Of course, it’s not over yet. Once both houses of Congress have voted to approve the bills that have emerged from committee in House and Senate, there will be another session on the pot—this time in a secret conference committee, where members of the leadership of both houses will negotiate to come up with a single bill to send back to their respective houses for an up-or-down vote.

It can be safely predicted that the final legislation will resemble much more the Senate version than the House version, because Senate Democrats long ago surrendered control of that body to the minority Republicans by accepting the so-called Rule of 60, whereby any Republican can simply threaten to filibuster a piece of legislation and the Democrats will immediately take it back and hack off any offending piece of it to ensure that either all Democrats will vote for it, or that one or two allegedly sane Republicans will join the majority of Democrats, thus making a filibuster impossible.

Not once since at least 2006, when Democrats took over the Senate, has the Senate Democratic leadership demanded that all Democrats in that body support a bill or face retaliation, in the form of lost committee assignments or sabotage of a bill important to local constituents—the kind of thing that Republicans have done with their members for years.
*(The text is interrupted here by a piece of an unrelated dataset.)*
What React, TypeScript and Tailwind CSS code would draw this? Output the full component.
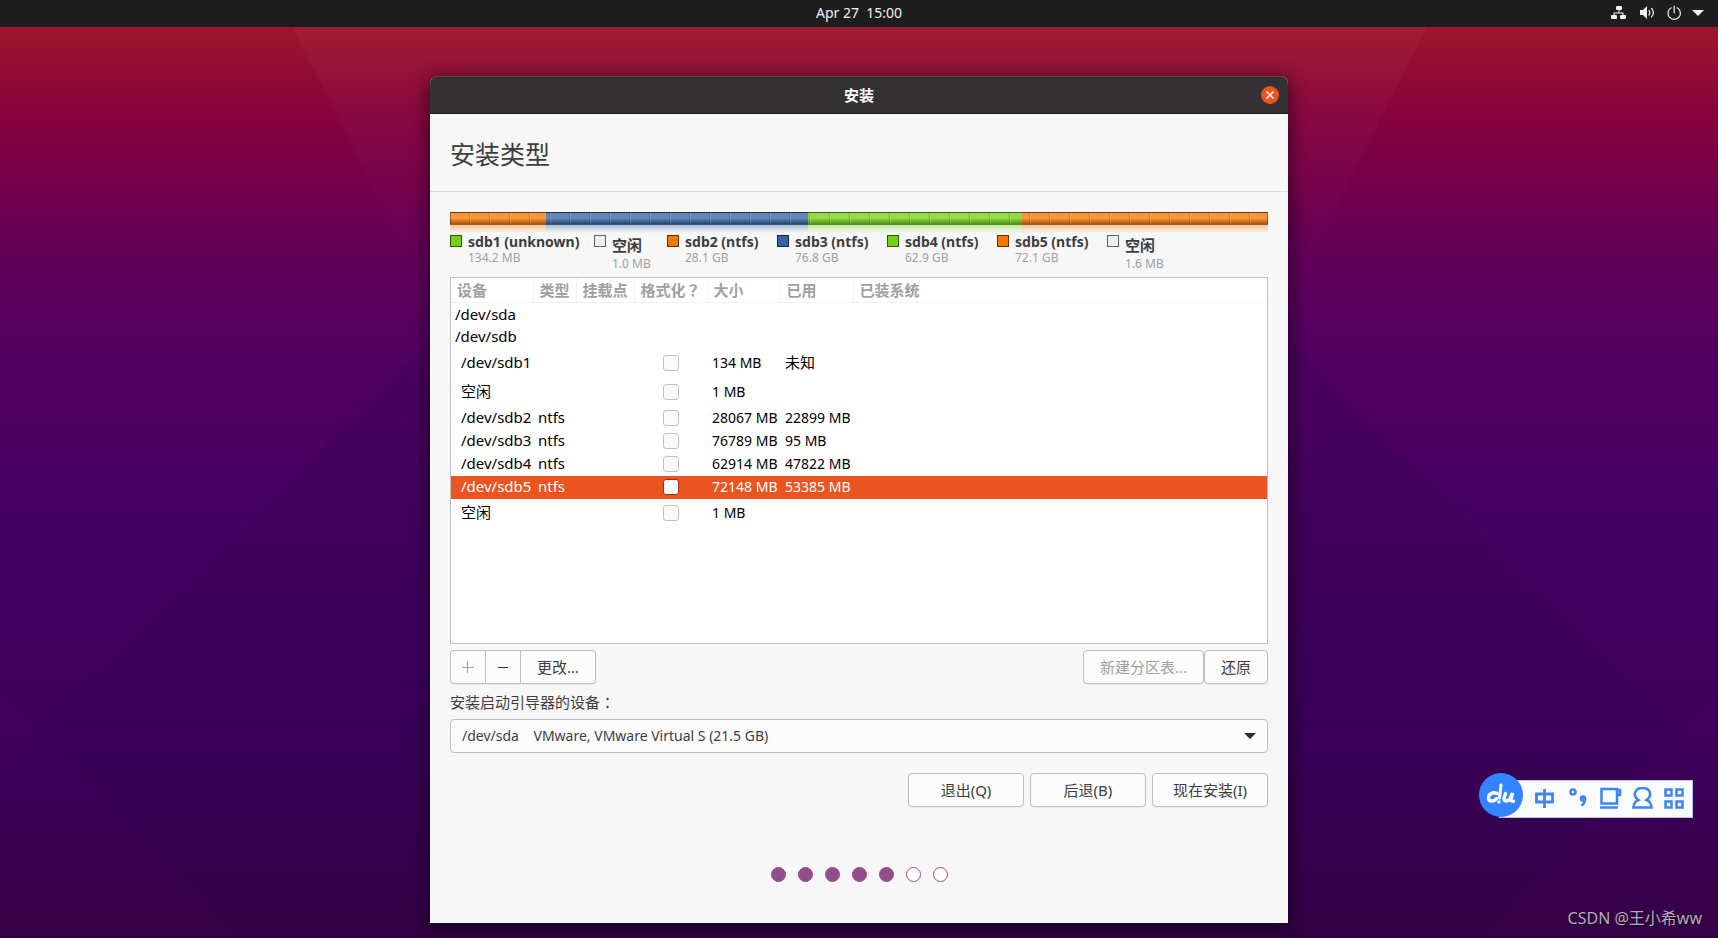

Indeed, Democrats seem to like the imaginary Rule of 60, as it gives them a ready excuse to never have to actually do anything progressive, as demanded by their electoral base.

And so, whether it’s health care reform, financial industry regulation and reform, climate change legislation, civil liberties, investigations into torture and war crimes, or ending the wars in Iraq and Afghanistan,  Congress has come to resemble a French railway station lavatory, with committees grunting away in the stalls behind closed doors, while a little old lady in the corner collects change from the visitors who regularly come in to take a piss and monitor the proceedings.